**Written task:** Pictures in the data below are not part of the copy; transcribe everything else exactly.

**Material:**

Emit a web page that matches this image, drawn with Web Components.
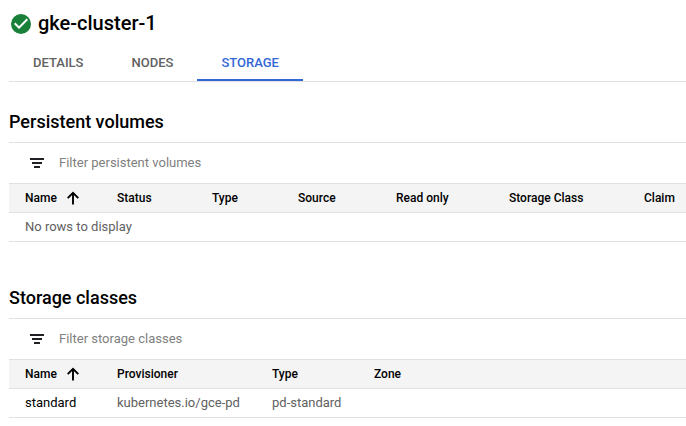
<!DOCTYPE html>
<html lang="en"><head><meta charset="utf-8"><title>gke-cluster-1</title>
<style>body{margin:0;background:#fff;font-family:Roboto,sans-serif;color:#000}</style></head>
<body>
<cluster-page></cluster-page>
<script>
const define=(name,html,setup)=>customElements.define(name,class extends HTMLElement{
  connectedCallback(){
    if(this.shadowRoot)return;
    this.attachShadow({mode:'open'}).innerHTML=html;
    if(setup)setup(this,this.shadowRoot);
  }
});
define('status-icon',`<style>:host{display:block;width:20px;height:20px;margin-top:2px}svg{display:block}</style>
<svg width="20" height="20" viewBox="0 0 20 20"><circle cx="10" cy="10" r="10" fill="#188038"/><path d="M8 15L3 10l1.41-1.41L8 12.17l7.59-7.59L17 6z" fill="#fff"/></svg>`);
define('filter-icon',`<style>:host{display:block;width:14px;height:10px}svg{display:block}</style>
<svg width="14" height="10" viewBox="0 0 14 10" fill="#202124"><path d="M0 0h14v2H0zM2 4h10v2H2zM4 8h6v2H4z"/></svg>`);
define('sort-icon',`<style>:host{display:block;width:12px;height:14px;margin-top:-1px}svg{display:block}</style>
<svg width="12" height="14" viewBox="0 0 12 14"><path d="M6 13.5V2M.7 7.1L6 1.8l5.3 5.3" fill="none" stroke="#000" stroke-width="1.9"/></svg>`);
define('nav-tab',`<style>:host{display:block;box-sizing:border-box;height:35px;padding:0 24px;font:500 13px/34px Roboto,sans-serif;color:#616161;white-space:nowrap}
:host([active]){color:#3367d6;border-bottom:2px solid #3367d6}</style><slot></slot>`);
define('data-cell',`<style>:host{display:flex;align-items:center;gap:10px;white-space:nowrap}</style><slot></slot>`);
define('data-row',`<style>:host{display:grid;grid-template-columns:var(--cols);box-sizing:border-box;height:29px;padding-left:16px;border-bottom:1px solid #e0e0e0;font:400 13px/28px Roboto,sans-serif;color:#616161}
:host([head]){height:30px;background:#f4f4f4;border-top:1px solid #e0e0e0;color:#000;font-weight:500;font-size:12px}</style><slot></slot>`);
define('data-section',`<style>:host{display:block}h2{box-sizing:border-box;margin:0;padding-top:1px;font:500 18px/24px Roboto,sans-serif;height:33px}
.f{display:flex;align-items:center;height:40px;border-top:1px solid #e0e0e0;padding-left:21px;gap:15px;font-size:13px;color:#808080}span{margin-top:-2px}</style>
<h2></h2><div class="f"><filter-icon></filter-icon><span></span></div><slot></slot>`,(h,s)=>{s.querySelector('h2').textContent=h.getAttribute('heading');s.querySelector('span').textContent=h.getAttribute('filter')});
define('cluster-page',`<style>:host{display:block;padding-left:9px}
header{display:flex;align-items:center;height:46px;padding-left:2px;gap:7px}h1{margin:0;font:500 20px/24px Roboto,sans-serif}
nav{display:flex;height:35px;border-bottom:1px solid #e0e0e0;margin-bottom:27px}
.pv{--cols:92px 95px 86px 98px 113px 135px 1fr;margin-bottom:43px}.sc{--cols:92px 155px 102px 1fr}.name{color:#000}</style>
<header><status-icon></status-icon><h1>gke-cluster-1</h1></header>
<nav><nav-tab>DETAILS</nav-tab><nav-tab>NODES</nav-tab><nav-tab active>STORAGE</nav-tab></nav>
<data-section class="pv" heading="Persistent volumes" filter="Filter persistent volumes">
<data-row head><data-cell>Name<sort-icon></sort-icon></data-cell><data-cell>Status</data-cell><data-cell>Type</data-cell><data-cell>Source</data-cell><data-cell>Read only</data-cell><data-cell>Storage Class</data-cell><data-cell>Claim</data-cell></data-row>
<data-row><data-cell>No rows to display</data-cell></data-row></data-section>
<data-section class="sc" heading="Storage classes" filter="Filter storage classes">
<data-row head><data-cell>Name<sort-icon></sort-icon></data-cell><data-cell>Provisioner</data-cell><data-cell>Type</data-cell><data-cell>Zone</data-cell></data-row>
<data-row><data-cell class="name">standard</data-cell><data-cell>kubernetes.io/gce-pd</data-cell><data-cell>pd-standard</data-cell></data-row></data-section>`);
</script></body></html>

**Correct answer:**
Emit a web page that matches this image, drawn with Web Components.
<!DOCTYPE html>
<html lang="en"><head><meta charset="utf-8"><title>gke-cluster-1</title>
<style>body{margin:0;background:#fff;font-family:Roboto,sans-serif;color:#000}</style></head>
<body>
<cluster-page></cluster-page>
<script>
const define=(name,html,setup)=>customElements.define(name,class extends HTMLElement{
  connectedCallback(){
    if(this.shadowRoot)return;
    this.attachShadow({mode:'open'}).innerHTML=html;
    if(setup)setup(this,this.shadowRoot);
  }
});
define('status-icon',`<style>:host{display:block;width:20px;height:20px;margin-top:2px}svg{display:block}</style>
<svg width="20" height="20" viewBox="0 0 20 20"><circle cx="10" cy="10" r="10" fill="#188038"/><path d="M8 15L3 10l1.41-1.41L8 12.17l7.59-7.59L17 6z" fill="#fff"/></svg>`);
define('filter-icon',`<style>:host{display:block;width:14px;height:10px}svg{display:block}</style>
<svg width="14" height="10" viewBox="0 0 14 10" fill="#202124"><path d="M0 0h14v2H0zM2 4h10v2H2zM4 8h6v2H4z"/></svg>`);
define('sort-icon',`<style>:host{display:block;width:12px;height:14px;margin-top:-1px}svg{display:block}</style>
<svg width="12" height="14" viewBox="0 0 12 14"><path d="M6 13.5V2M.7 7.1L6 1.8l5.3 5.3" fill="none" stroke="#000" stroke-width="1.9"/></svg>`);
define('nav-tab',`<style>:host{display:block;box-sizing:border-box;height:35px;padding:0 24px;font:500 13px/34px Roboto,sans-serif;color:#616161;white-space:nowrap}
:host([active]){color:#3367d6;border-bottom:2px solid #3367d6}</style><slot></slot>`);
define('data-cell',`<style>:host{display:flex;align-items:center;gap:10px;white-space:nowrap}</style><slot></slot>`);
define('data-row',`<style>:host{display:grid;grid-template-columns:var(--cols);box-sizing:border-box;height:29px;padding-left:16px;border-bottom:1px solid #e0e0e0;font:400 13px/28px Roboto,sans-serif;color:#616161}
:host([head]){height:30px;background:#f4f4f4;border-top:1px solid #e0e0e0;color:#000;font-weight:500;font-size:12px}</style><slot></slot>`);
define('data-section',`<style>:host{display:block}h2{box-sizing:border-box;margin:0;padding-top:1px;font:500 18px/24px Roboto,sans-serif;height:33px}
.f{display:flex;align-items:center;height:40px;border-top:1px solid #e0e0e0;padding-left:21px;gap:15px;font-size:13px;color:#808080}span{margin-top:-2px}</style>
<h2></h2><div class="f"><filter-icon></filter-icon><span></span></div><slot></slot>`,(h,s)=>{s.querySelector('h2').textContent=h.getAttribute('heading');s.querySelector('span').textContent=h.getAttribute('filter')});
define('cluster-page',`<style>:host{display:block;padding-left:9px}
header{display:flex;align-items:center;height:46px;padding-left:2px;gap:7px}h1{margin:0;font:500 20px/24px Roboto,sans-serif}
nav{display:flex;height:35px;border-bottom:1px solid #e0e0e0;margin-bottom:27px}
.pv{--cols:92px 95px 86px 98px 113px 135px 1fr;margin-bottom:43px}.sc{--cols:92px 155px 102px 1fr}.name{color:#000}</style>
<header><status-icon></status-icon><h1>gke-cluster-1</h1></header>
<nav><nav-tab>DETAILS</nav-tab><nav-tab>NODES</nav-tab><nav-tab active>STORAGE</nav-tab></nav>
<data-section class="pv" heading="Persistent volumes" filter="Filter persistent volumes">
<data-row head><data-cell>Name<sort-icon></sort-icon></data-cell><data-cell>Status</data-cell><data-cell>Type</data-cell><data-cell>Source</data-cell><data-cell>Read only</data-cell><data-cell>Storage Class</data-cell><data-cell>Claim</data-cell></data-row>
<data-row><data-cell>No rows to display</data-cell></data-row></data-section>
<data-section class="sc" heading="Storage classes" filter="Filter storage classes">
<data-row head><data-cell>Name<sort-icon></sort-icon></data-cell><data-cell>Provisioner</data-cell><data-cell>Type</data-cell><data-cell>Zone</data-cell></data-row>
<data-row><data-cell class="name">standard</data-cell><data-cell>kubernetes.io/gce-pd</data-cell><data-cell>pd-standard</data-cell></data-row></data-section>`);
</script></body></html>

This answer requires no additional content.